XSLT confusion


I’m using Scrivener + Mendeley + TexShop to write scientific papers.
I need a certain layout, and I need to use LaTex because of citations,
so I need to look at the .xslt-files that come with Scrivener.

While looking at the files I noticed that in the compiled file (MultiMarkdown -> LaTex) are things that I can’t see in the corresponding .xslt-file.

I used the standard memoir.xslt, and in the compiled file this shows up:

\usepackage{fancyvrb}			% Allow \verbatim et al. in footnotes
\usepackage{graphicx}			% To include graphics in pdf's (jpg, gif, png, etc)
\usepackage{booktabs}			% Better tables
\usepackage{tabulary}			% Support longer table cells
\usepackage[utf8]{inputenc}		% For UTF-8 support
\usepackage[T1]{fontenc}		        % Use T1 font encoding for accented characters
\usepackage{xcolor}				% Allow for color (annotations)

%\geometry{landscape}			% Activate for rotated page geometry

%\usepackage[parfill]{parskip}	        % Activate to begin paragraphs with an empty
						        % line rather than an indent

\def\myauthor{Author}			% In case these were not included in metadata


I can’t find this in memoir.xslt, but in memoir-xelatex.xslt.
How comes this?


Is there any documentation available when it comes to scrivener and XSLT?

This has all been made much less confusing in the new version of MMD. It generates LaTeX code natively, instead of using XSLTs, and has an easy way of including preamble and footer documents using \input{} codes. With what you are seeing, the XSLT files are chained together. If you can’t find stuff in one file, check the top of it for an import statement which includes another file, and then open that one, look for it, and continue on upward in the chain. Best practice is to make your own XSLT, using a simple one like article.xslt as an example. The way it works is, whatever you define in the top level XSLT, the one you give to Scrivener, takes precedence over others. So you can import the memoir.xslt (as article does) and use it to only modify a few pieces of output while taking advantage of the larger network of files.

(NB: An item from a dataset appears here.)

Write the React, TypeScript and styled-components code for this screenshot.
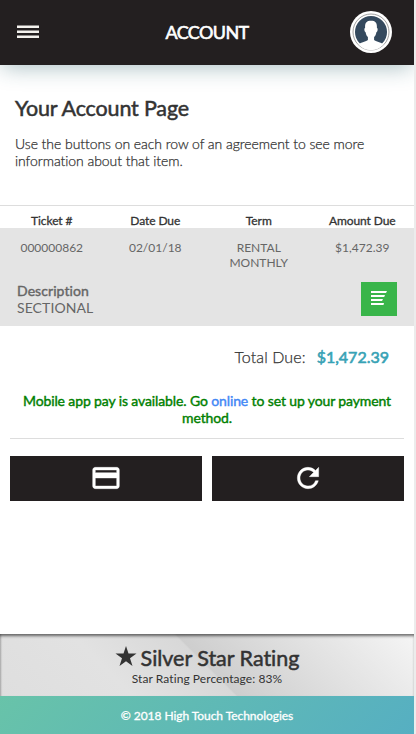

But like I say, all of this can be done with much less bother in the new system, and Scrivener already works with MMD3 if you use the optional Mac support package. Just make sure to move your old MMD folder in Application Support to a backup location before running the installer. For now, I recommend using Scrivener’s “Meta-Data” file technique for the meta-data block. MMD3 meta-data is slightly different in that order matters; and the current version of Scrivener doesn’t work well with that in mind. If you place a file named “Meta-Data” at the top of your compile, it will be used as meta-data when you compile. The next release of Scrivener, 2.1, will have some transitional stuff to make MMD3 easier, and following that transitional period, we’re putting together some further integration tools, and will be embedding MMD3 (hopefully!) in the application bundle, making it official. But like I say, it already works with the support package installed.